Land Reform in Nepal
The Findings of a Scoping Study on Land Reform for DFID Nepal The Findings of a Scoping Study on Land Reform for DFID Nepal
What happened to all the redistributive land reforms around the world in the 20th century? The first chapter of this book tries its best to answer this positively but concludes that the old way of reforming land relations is not working. However this book is really about Nepal. It turns out that Nepal has been trying to reform skewed land ownership since the 1950s. Its failure to do so has a lot to do with the decade-long civil war recently ended. Since then the new Republic’s Government has been trying to decide on how to restart redistribution. Alden Wily et al show that that a focus on who owns the farm is not going to be enough to make a difference to land-based inequities.
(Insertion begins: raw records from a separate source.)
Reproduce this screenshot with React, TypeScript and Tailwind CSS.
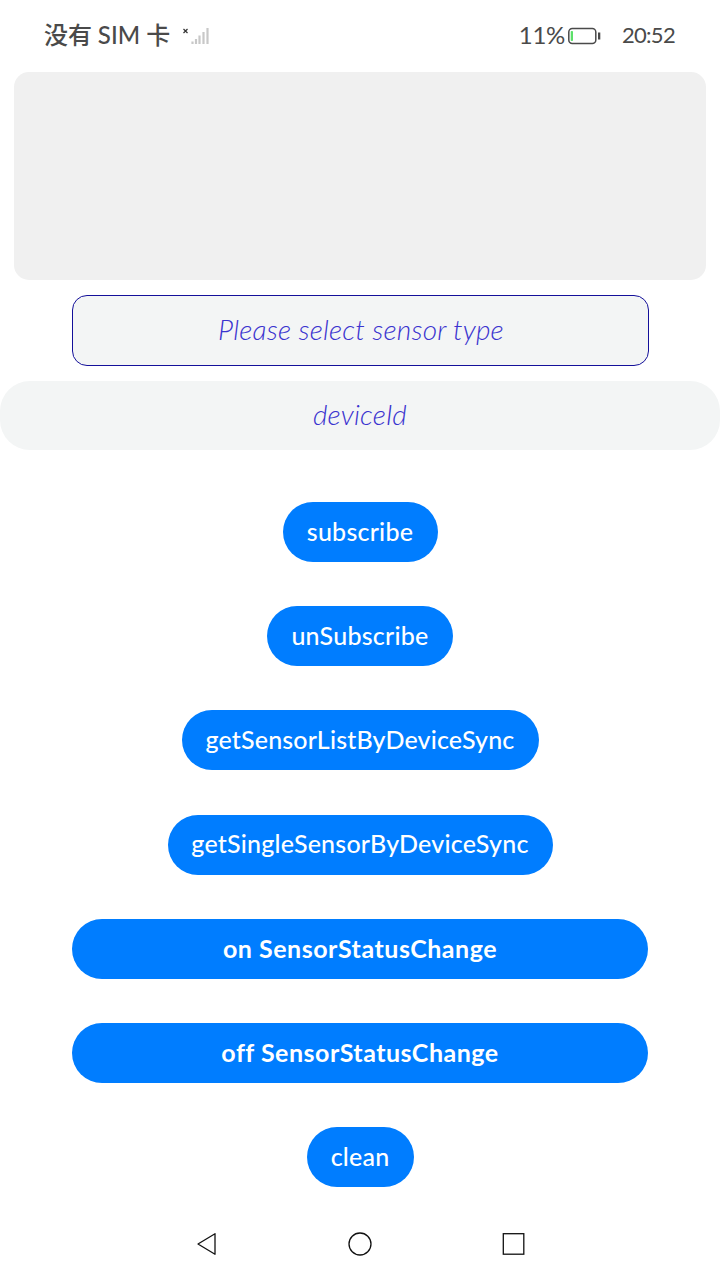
const actions = [
  { label: "subscribe", box: "w-[155px] font-medium", text: "tracking-[0.24px]" },
  { label: "unSubscribe", box: "w-[186px] font-medium", text: "tracking-[0.25px]" },
  { label: "getSensorListByDeviceSync", box: "w-[357px] font-medium", text: "tracking-[0.17px]" },
  { label: "getSingleSensorByDeviceSync", box: "w-[385px] font-medium", text: "tracking-[0.22px]" },
  { label: "on SensorStatusChange", box: "w-[576px] font-bold", text: "tracking-[0.52px]" },
  { label: "off SensorStatusChange", box: "w-[576px] font-bold", text: "tracking-[0.5px]" },
  { label: "clean", box: "w-[107px] font-medium", text: "tracking-[0.2px]" },
];

function StatusBar() {
  return (
    <header className="flex h-[72px] items-center pl-11 pr-[46px] text-[#4a4a4a]">
      <span className="w-[138px] whitespace-nowrap pb-0.5 font-['Lato','Noto_Sans_CJK_SC',sans-serif] text-[24px] font-medium leading-8 tracking-[-0.1px]">
        没有 <span className="tracking-[0.1px]">SIM</span> 卡
      </span>
      <svg width="28" height="20" viewBox="0 0 28 20" fill="none">
        <path d="M1.500 3l4 4M5.500 3l-4 4" stroke="#333" strokeWidth="1.200" />
        <path d="M10.500 15.500v2.500M14 13v5M17.500 9.500v8.500M21.500 6v12M25.500 2v16" stroke="#c8c8c8" strokeWidth="2.200" />
      </svg>
      <div className="ml-auto flex items-center">
        <span className="pb-0.5 font-['Lato',sans-serif] text-[24px] leading-8 tracking-[-0.3px]">11%</span>
        <svg className="ml-[3px]" width="33" height="18" viewBox="0 0 33 18" fill="none">
          <rect x="0.800" y="1.500" width="27" height="15" rx="3.500" stroke="#4a4a4a" strokeWidth="1.500" />
          <rect x="2.700" y="4" width="2.300" height="10" rx="0.800" fill="#5ce06a" />
          <rect x="30" y="5.500" width="2.300" height="7" fill="#4a4a4a" />
        </svg>
        <span className="-mr-px ml-[21px] pb-0.5 font-['Lato',sans-serif] text-[22px] leading-8 tracking-[-0.7px]">20:52</span>
      </div>
    </header>
  );
}

function NavigationBar() {
  return (
    <nav className="mt-auto flex h-[72px] items-center justify-center gap-[129px] text-[#111]">
      <svg width="24" height="26" viewBox="0 0 24 26" fill="none" stroke="currentColor" strokeWidth="1.300" strokeLinejoin="round">
        <path d="M21 2.700v20.600L4 13z" />
      </svg>
      <svg width="26" height="26" viewBox="0 0 26 26" fill="none" stroke="currentColor" strokeWidth="1.300">
        <circle cx="13" cy="13" r="11" />
      </svg>
      <svg width="24" height="26" viewBox="0 0 24 26" fill="none" stroke="currentColor" strokeWidth="1.300">
        <rect x="1.300" y="2.700" width="20.500" height="20.500" />
      </svg>
    </nav>
  );
}

export default function App() {
  return (
    <div className="flex h-[1280px] w-[720px] flex-col overflow-hidden bg-white font-['Lato',sans-serif]">
      <StatusBar />
      <main className="flex flex-col items-center">
        <section className="h-[208px] w-[692px] rounded-[15px] bg-[#f0f0f0]" />
        <button className="mt-[15px] flex h-[71px] w-[577px] items-center justify-center rounded-[15px] border border-[#14109a] bg-[#f3f5f5] pb-[3px] text-[28px] font-light italic text-[#3a33cf]">
          <span className="whitespace-nowrap pl-0.5 tracking-[0.2px]">Please select sensor type</span>
        </button>
        <button className="mt-[15px] flex h-[69px] w-full items-center justify-center rounded-[30px] bg-[#f3f5f5] pb-[3px] text-[28px] font-light italic text-[#3a33cf]">
          <span className="tracking-[0.2px]">deviceId</span>
        </button>
        <div className="mt-[52px] flex flex-col items-center gap-[44.200px]">
          {actions.map(({ label, box, text }) => (
            <button key={label} className={`flex h-[60px] items-center justify-center rounded-full bg-[#007dff] pb-px text-[25px] text-white ${box}`}>
              <span className={`whitespace-nowrap ${text}`}>{label}</span>
            </button>
          ))}
        </div>
      </main>
      <NavigationBar />
    </div>
  );
}
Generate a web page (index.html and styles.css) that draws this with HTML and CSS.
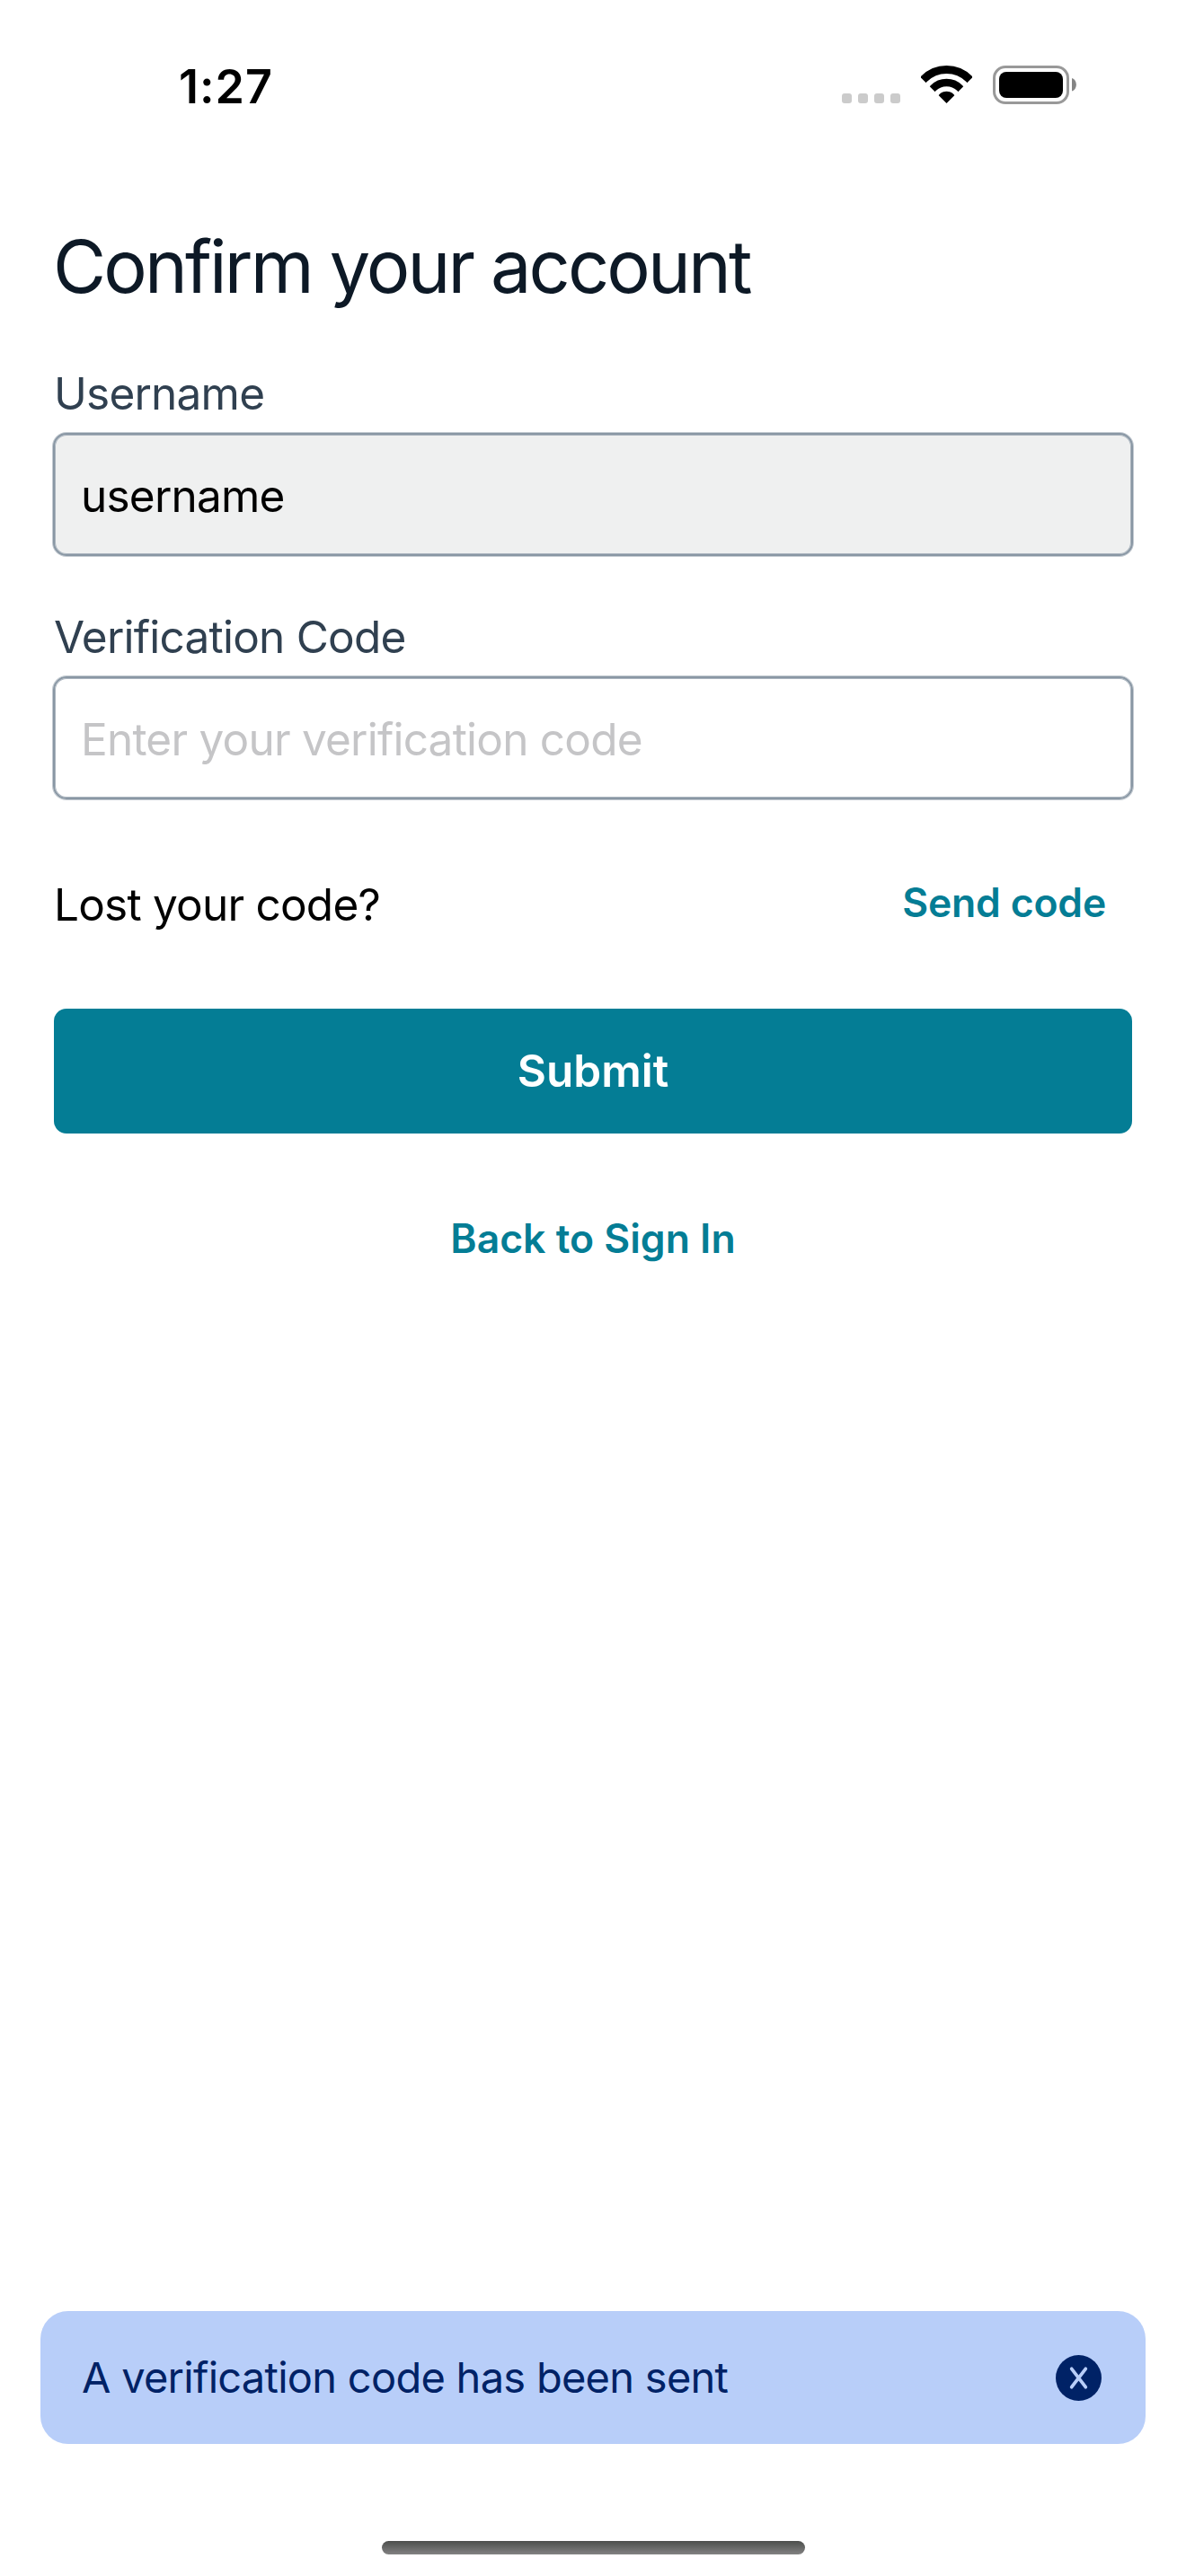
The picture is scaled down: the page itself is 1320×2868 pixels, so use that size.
FILE: index.html
```
<!DOCTYPE html>
<html lang="en">
<head>
  <meta charset="utf-8">
  <title>Confirm your account</title>
  <link rel="stylesheet" href="styles.css">
</head>
<body>
  <div class="screen">
    <header class="status">
      <span class="status-time">1:27</span>
      <div class="status-icons">
        <svg width="65" height="11" viewBox="0 0 65 11" fill="#cbcbcb" aria-hidden="true">
          <rect width="11" height="11" rx="3"/>
          <rect x="18" width="11" height="11" rx="3"/>
          <rect x="36" width="11" height="11" rx="3"/>
          <rect x="54" width="11" height="11" rx="3"/>
        </svg>
        <svg width="57" height="42" viewBox="0 0 57 42" aria-hidden="true">
          <defs>
            <clipPath id="wedge"><path d="M28.5 42 L-14 -0.5 L-14 -10 H71 V-0.5 Z"/></clipPath>
          </defs>
          <g clip-path="url(#wedge)">
            <circle cx="28.5" cy="40" r="35.5" fill="none" stroke="#000" stroke-width="9"/>
            <circle cx="28.5" cy="40" r="21" fill="none" stroke="#000" stroke-width="8.4"/>
            <circle cx="28.5" cy="40" r="11.2"/>
          </g>
        </svg>
        <svg width="93" height="43" viewBox="0 0 93 43" aria-hidden="true">
          <rect x="1.5" y="1.5" width="82" height="40" rx="12.5" fill="none" stroke="#999" stroke-width="3"/>
          <rect x="7" y="7" width="71" height="29" rx="8"/>
          <path d="M88 14 C94.5 16 94.5 26.5 88 28.5 Z" fill="#858585"/>
        </svg>
      </div>
    </header>

    <main class="form">
      <h1 class="title">Confirm your account</h1>

      <div class="group">
        <span class="label">Username</span>
        <div class="field field-disabled">username</div>
      </div>

      <div class="group">
        <span class="label">Verification Code</span>
        <div class="field field-empty">Enter your verification code</div>
      </div>

      <div class="resend">
        <span class="resend-text">Lost your code?</span>
        <a class="link link-send">Send code</a>
      </div>

      <div class="submit">Submit</div>
      <a class="link link-back">Back to Sign In</a>
    </main>

    <div class="toast">
      <span>A verification code has been sent</span>
      <svg width="51" height="51" viewBox="0 0 51 51" aria-hidden="true">
        <circle cx="25.5" cy="25.5" r="25.5" fill="#002266"/>
        <path d="M17.7 15.3 L33.3 35.7 M33.3 15.3 L17.7 35.7" stroke="#b8cef9" stroke-width="3.7" stroke-linecap="round"/>
      </svg>
    </div>

    <div class="home-bar"></div>
  </div>
</body>
</html>
```
FILE: styles.css
```
* { box-sizing: border-box; }

body {
  margin: 0;
  background: #fff;
  font-family: Inter, "Liberation Sans", sans-serif;
  color: #000;
}

.screen {
  display: flex;
  flex-direction: column;
  width: 1320px;
  height: 2868px;
}

.status {
  display: flex;
  justify-content: space-between;
  padding: 64px 122px 0 199px;
  height: 247px;
}

.status-time {
  font-size: 52px;
  font-weight: 600;
  line-height: 65px;
  letter-spacing: 1px;
}

.status-icons {
  display: flex;
  align-items: flex-end;
  gap: 23px;
  height: 52px;
}

.status-icons svg { margin-bottom: 1px; }
.status-icons svg:last-child { margin-bottom: 0; }

.form {
  display: flex;
  flex-direction: column;
  padding: 0 59px;
}

.title {
  margin: 0 0 60px;
  font-size: 81px;
  font-weight: 400;
  line-height: 101px;
  letter-spacing: -2.88px;
  color: #0d1926;
}

.group {
  display: flex;
  flex-direction: column;
  gap: 14px;
  margin-bottom: 60px;
}

.label,
.field,
.resend-text {
  font-size: 49.5px;
  letter-spacing: -0.78px;
}

.label {
  padding-left: 1px;
  line-height: 60px;
  color: #304050;
}

.field {
  height: 137px;
  padding: 2px 29px 0;
  border: 2px solid #8997a4;
  border-radius: 15px;
  box-shadow: 0 0 0 1px #c3cad1, inset 0 0 0 1px #aab4be;
  line-height: 133px;
}

.field-disabled { background: #eff0f0; }
.field-empty { color: #c5c5c7; }

.resend {
  display: flex;
  justify-content: space-between;
  margin: 27px 30px 86px 1px;
}

.resend-text { line-height: 60px; }

.link {
  font-size: 44.5px;
  font-weight: 600;
  line-height: 57px;
  color: #047d95;
}

.link-send { letter-spacing: -0.2px; }

.submit {
  height: 139px;
  margin: 0 1px 89px;
  border-radius: 14px;
  background: #047d95;
  color: #fff;
  font-size: 49.5px;
  font-weight: 600;
  line-height: 139px;
  text-align: center;
}

.link-back { text-align: center; }

.toast {
  display: flex;
  align-items: center;
  justify-content: space-between;
  height: 148px;
  margin: auto 45px 108px;
  padding: 0 49px 0 46px;
  border-radius: 31px;
  background: #b8cef9;
  color: #002266;
  font-size: 47px;
  line-height: 148px;
  letter-spacing: -0.73px;
}

.home-bar {
  align-self: center;
  width: 471px;
  height: 15px;
  margin-bottom: 24px;
  border-radius: 8px;
  background: linear-gradient(#4c4e4c, #828282);
}
```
Restituting the forests and pastures nationalised in the 1970s to community ownership is a logical step, particularly as Nepal has amply shown over the last three decades that forests controlled and used by communities are much better conserved than those owned by Government and have been the main contributor to the regreening of the Himalayas. Most of all, the authors argue for a new approach to land reform, one which begins in the village with each community determining and managing its own ceilings and redistribution plan, focusing on the abundant idle lands owned by absentee landlords and formalising the occupancy of thousands of low-caste and indigenous households on so-called public lands. They argue that after half a century of failed top-down initiatives this is now the only way forward.